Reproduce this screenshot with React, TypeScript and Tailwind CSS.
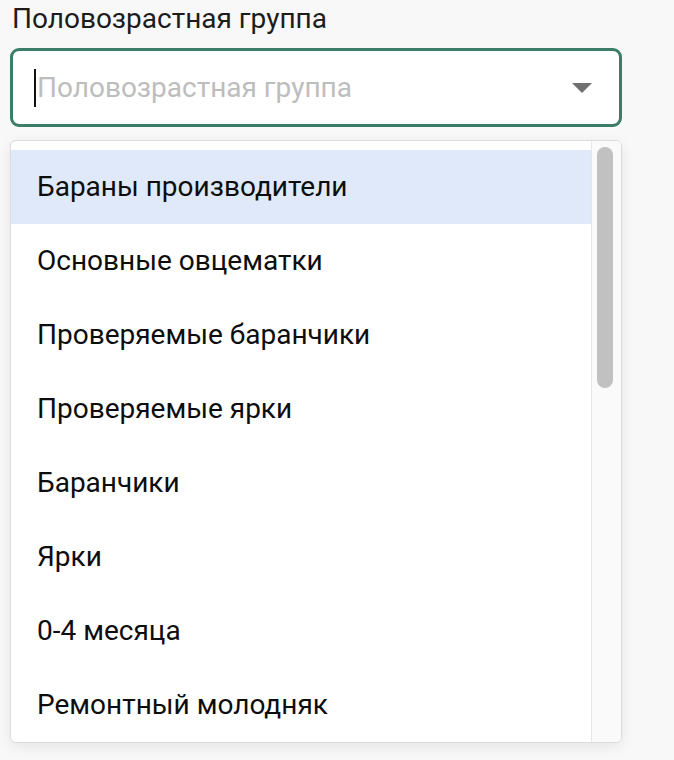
const items = [
  'Бараны производители',
  'Основные овцематки',
  'Проверяемые баранчики',
  'Проверяемые ярки',
  'Баранчики',
  'Ярки',
  '0-4 месяца',
  'Ремонтный молодняк',
];

export default function App() {
  return (
    <div className="min-h-[760px] w-[674px] bg-[#f8f8f8] pt-1 pl-[10px] font-['Roboto',sans-serif]">
      <div className="pl-[2px] text-[28px] leading-[30px] text-[#1c1c1c]">Половозрастная группа</div>

      <div className="mt-[14px] flex h-[79px] w-[612px] items-center rounded-[9px] border-[3px] border-[#3b7d66] bg-white pr-[27px] pl-[21px]">
        <span className="h-[38px] w-[2px] bg-[#111]" />
        <span className="ml-[1px] flex-1 text-[28px] leading-[30px] text-[#bdbdbd]">Половозрастная группа</span>
        <svg width="20" height="10" viewBox="0 0 20 10" className="mt-[1px]">
          <path d="M0 0 L20 0 L10 10 Z" fill="#707070" />
        </svg>
      </div>

      <div className="mt-[13px] flex h-[603px] w-[612px] overflow-hidden rounded-[6px] border border-[#dcdcdc] bg-white shadow-[0_4px_14px_rgba(0,0,0,0.08)]">
        <ul className="flex-1 pt-[9px]">
          {items.map((label, i) => (
            <li
              key={label}
              className={`flex h-[74px] items-center pl-[26px] text-[28px] leading-[30px] text-[#0d0d0d] ${i === 0 ? 'bg-[#dfe9f9]' : ''}`}
            >
              {label}
            </li>
          ))}
        </ul>
        <div className="w-[30px] border-l border-[#e6e6e6] bg-[#fafafa] pt-[6px] pl-[5px]">
          <div className="h-[241px] w-[16px] rounded-full bg-[#c1c1c1]" />
        </div>
      </div>
    </div>
  );
}
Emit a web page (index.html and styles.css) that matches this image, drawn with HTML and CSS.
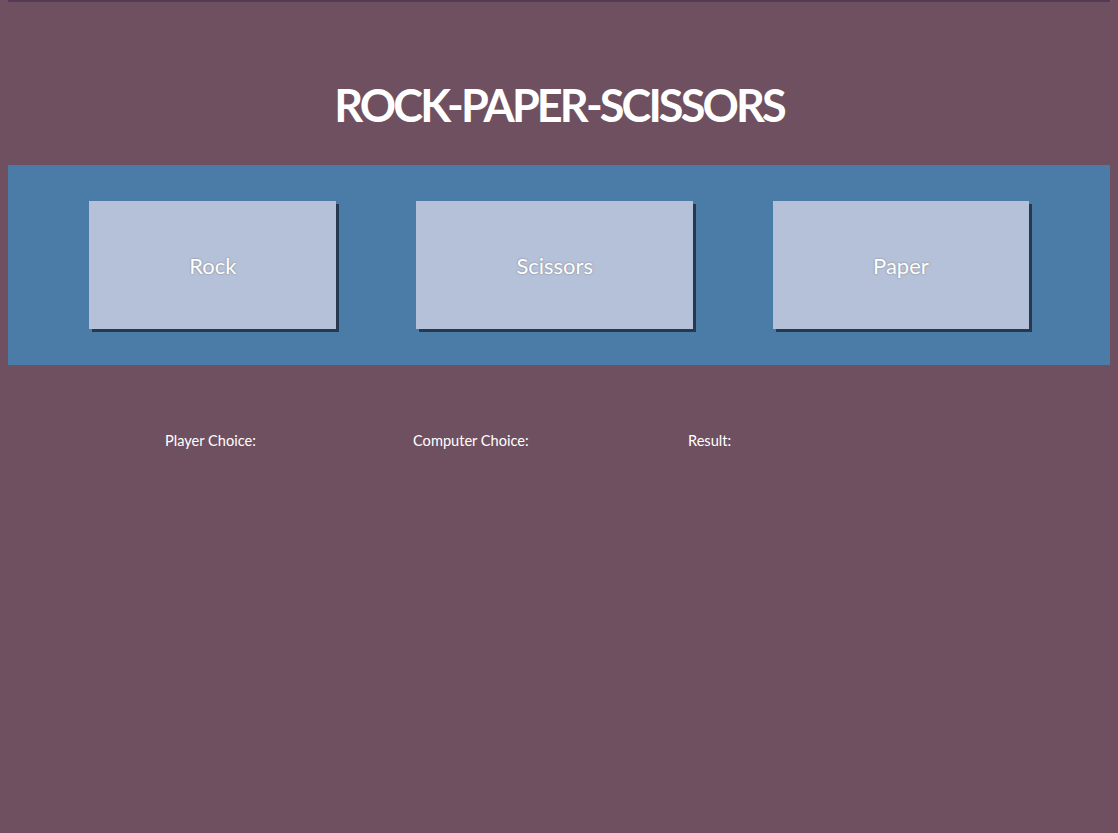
FILE: index.html
```html
<!DOCTYPE html>
<html>
<head>
<meta charset="utf-8">
<link rel="stylesheet" href="styles.css">
</head>
<body>
<div class="topline"></div>
<h1 class="title">ROCK-PAPER-SCISSORS</h1>
<div class="band">
  <button class="choice">Rock</button>
  <button class="choice">Scissors</button>
  <button class="choice">Paper</button>
</div>
<div class="results">
  <div class="label">Player Choice:</div>
  <div class="label">Computer Choice:</div>
  <div class="label">Result:</div>
</div>
</body>
</html>
```
FILE: styles.css
```css
html, body {
  background: #6f5060;
}
body {
  margin: 0 8px;
  font-family: Lato, "Open Sans", sans-serif;
  color: #fff;
}
.topline {
  height: 2px;
  background: #553a58;
}
.title {
  margin: 0;
  padding-top: 80px;
  height: 85px;
  box-sizing: border-box;
  text-align: center;
  font-size: 45px;
  font-weight: 700;
  line-height: 46px;
  color: #fff;
  letter-spacing: -2.9px;
}
.band {
  margin-top: 78px;
  height: 200px;
  background: #4b7ca7;
  display: flex;
  justify-content: center;
  align-items: center;
}
.choice {
  margin: 0 40px;
  height: 128px;
  padding: 0 100px;
  border: none;
  background: #b5c1d9;
  color: #fff;
  font-family: Lato, "Open Sans", sans-serif;
  font-size: 22px;
  text-shadow: 0 0 2px #7a7a7a;
  box-shadow: 3px 3px 0 #26394f;
}
.results {
  display: grid;
  grid-template-columns: 248px 275px auto;
  padding-left: 157px;
  margin-top: 67px;
  font-size: 14.6px;
}
```
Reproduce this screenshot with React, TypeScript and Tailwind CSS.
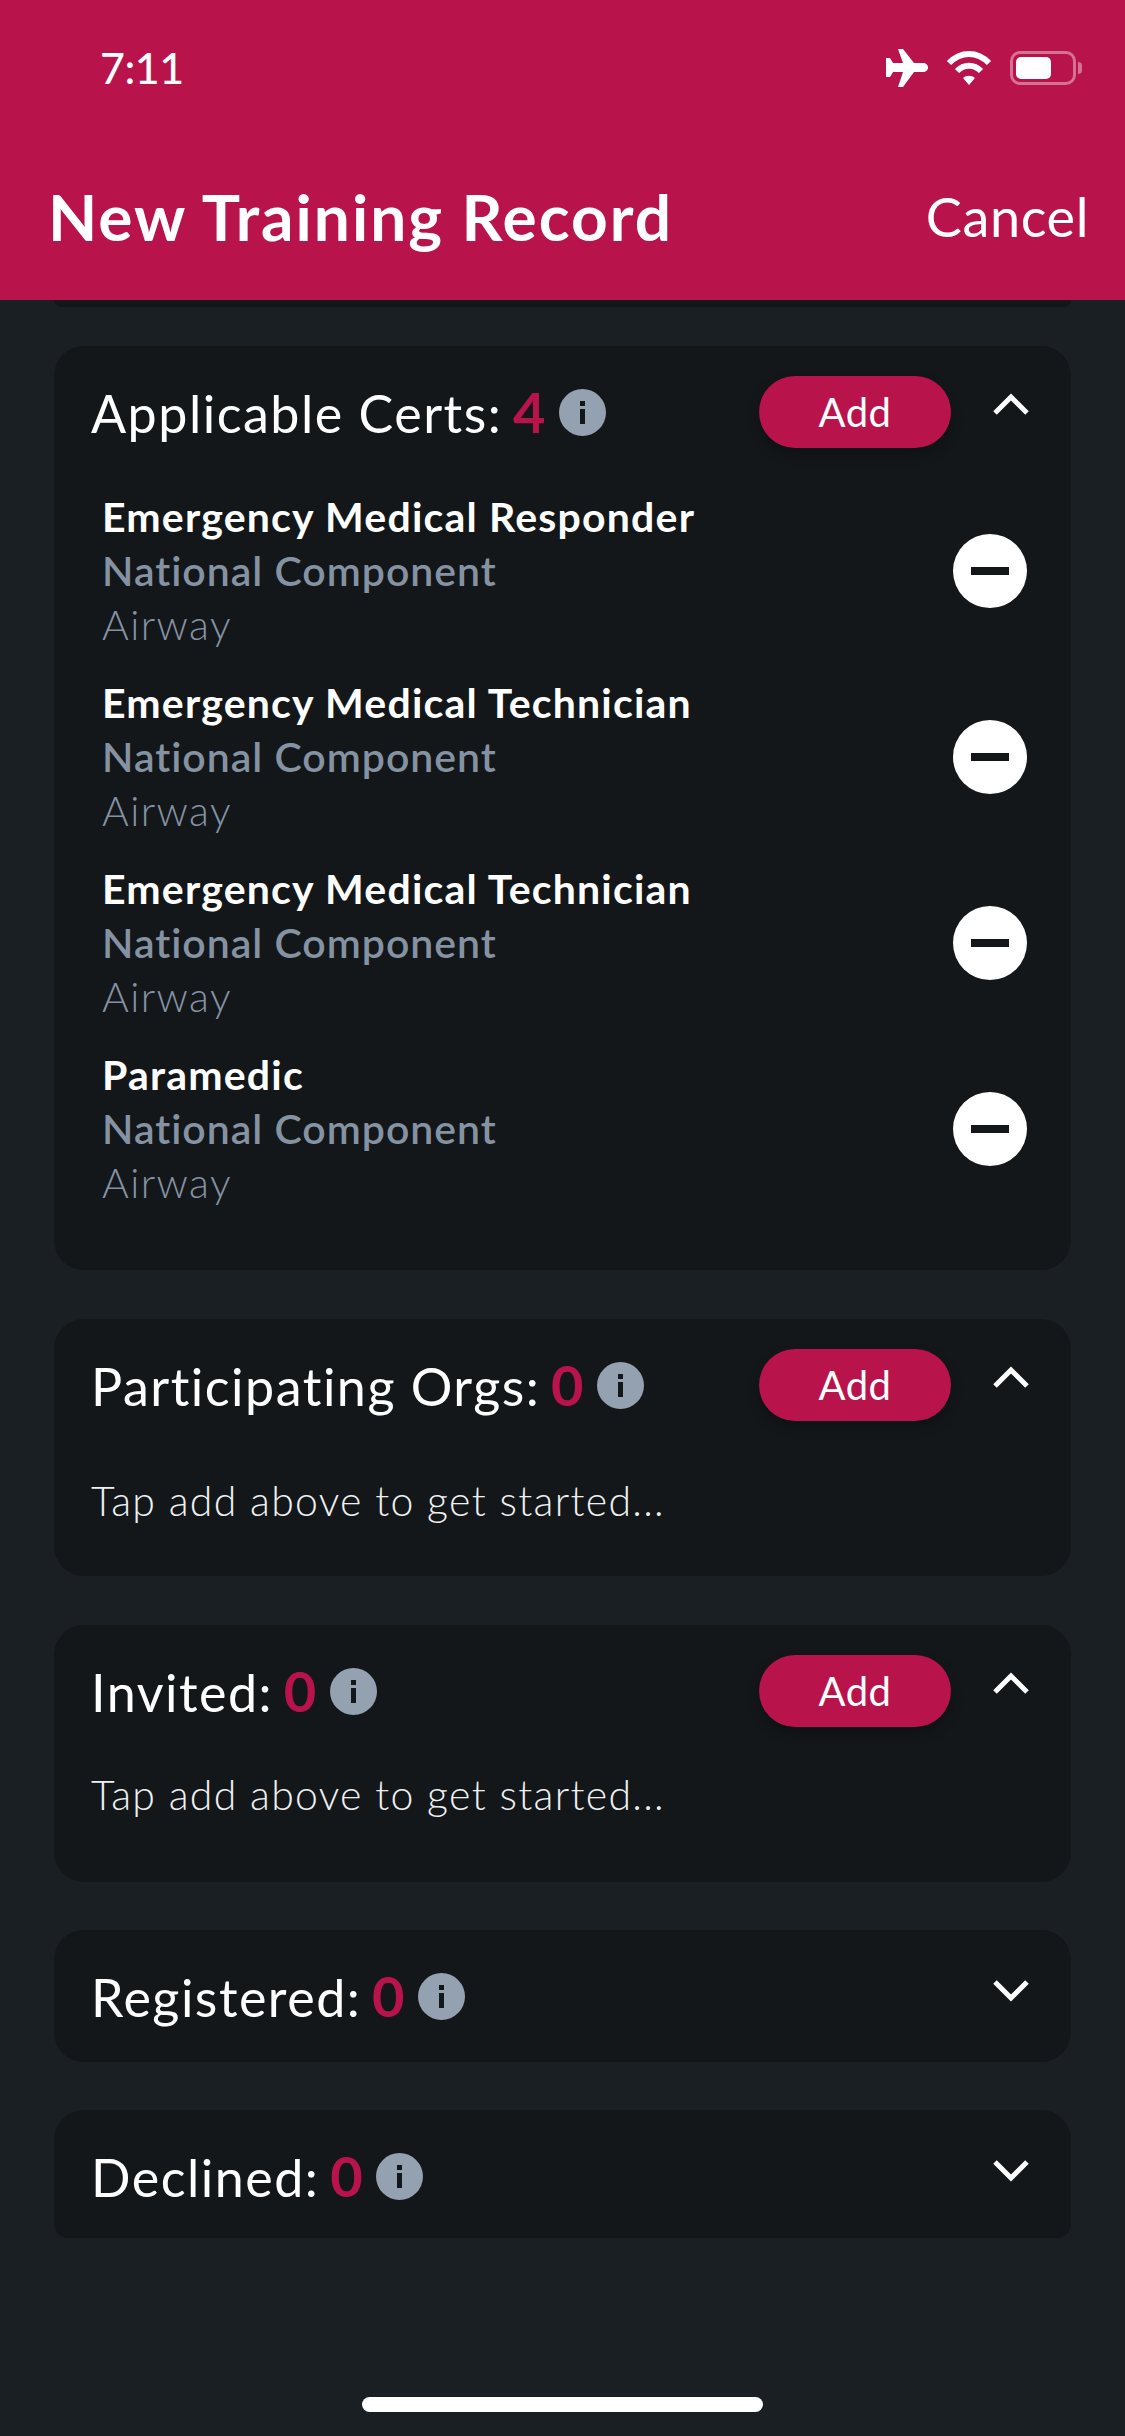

------------------------------

Extract the text of all the records above verbatim, excluding pictures.

### Correct result:
Reproduce this screenshot with React, TypeScript and Tailwind CSS.
const items = [
  'Бараны производители',
  'Основные овцематки',
  'Проверяемые баранчики',
  'Проверяемые ярки',
  'Баранчики',
  'Ярки',
  '0-4 месяца',
  'Ремонтный молодняк',
];

export default function App() {
  return (
    <div className="min-h-[760px] w-[674px] bg-[#f8f8f8] pt-1 pl-[10px] font-['Roboto',sans-serif]">
      <div className="pl-[2px] text-[28px] leading-[30px] text-[#1c1c1c]">Половозрастная группа</div>

      <div className="mt-[14px] flex h-[79px] w-[612px] items-center rounded-[9px] border-[3px] border-[#3b7d66] bg-white pr-[27px] pl-[21px]">
        <span className="h-[38px] w-[2px] bg-[#111]" />
        <span className="ml-[1px] flex-1 text-[28px] leading-[30px] text-[#bdbdbd]">Половозрастная группа</span>
        <svg width="20" height="10" viewBox="0 0 20 10" className="mt-[1px]">
          <path d="M0 0 L20 0 L10 10 Z" fill="#707070" />
        </svg>
      </div>

      <div className="mt-[13px] flex h-[603px] w-[612px] overflow-hidden rounded-[6px] border border-[#dcdcdc] bg-white shadow-[0_4px_14px_rgba(0,0,0,0.08)]">
        <ul className="flex-1 pt-[9px]">
          {items.map((label, i) => (
            <li
              key={label}
              className={`flex h-[74px] items-center pl-[26px] text-[28px] leading-[30px] text-[#0d0d0d] ${i === 0 ? 'bg-[#dfe9f9]' : ''}`}
            >
              {label}
            </li>
          ))}
        </ul>
        <div className="w-[30px] border-l border-[#e6e6e6] bg-[#fafafa] pt-[6px] pl-[5px]">
          <div className="h-[241px] w-[16px] rounded-full bg-[#c1c1c1]" />
        </div>
      </div>
    </div>
  );
}
Emit a web page (index.html and styles.css) that matches this image, drawn with HTML and CSS.
FILE: index.html
```html
<!DOCTYPE html>
<html>
<head>
<meta charset="utf-8">
<link rel="stylesheet" href="styles.css">
</head>
<body>
<div class="topline"></div>
<h1 class="title">ROCK-PAPER-SCISSORS</h1>
<div class="band">
  <button class="choice">Rock</button>
  <button class="choice">Scissors</button>
  <button class="choice">Paper</button>
</div>
<div class="results">
  <div class="label">Player Choice:</div>
  <div class="label">Computer Choice:</div>
  <div class="label">Result:</div>
</div>
</body>
</html>
```
FILE: styles.css
```css
html, body {
  background: #6f5060;
}
body {
  margin: 0 8px;
  font-family: Lato, "Open Sans", sans-serif;
  color: #fff;
}
.topline {
  height: 2px;
  background: #553a58;
}
.title {
  margin: 0;
  padding-top: 80px;
  height: 85px;
  box-sizing: border-box;
  text-align: center;
  font-size: 45px;
  font-weight: 700;
  line-height: 46px;
  color: #fff;
  letter-spacing: -2.9px;
}
.band {
  margin-top: 78px;
  height: 200px;
  background: #4b7ca7;
  display: flex;
  justify-content: center;
  align-items: center;
}
.choice {
  margin: 0 40px;
  height: 128px;
  padding: 0 100px;
  border: none;
  background: #b5c1d9;
  color: #fff;
  font-family: Lato, "Open Sans", sans-serif;
  font-size: 22px;
  text-shadow: 0 0 2px #7a7a7a;
  box-shadow: 3px 3px 0 #26394f;
}
.results {
  display: grid;
  grid-template-columns: 248px 275px auto;
  padding-left: 157px;
  margin-top: 67px;
  font-size: 14.6px;
}
```
Reproduce this screenshot with React, TypeScript and Tailwind CSS.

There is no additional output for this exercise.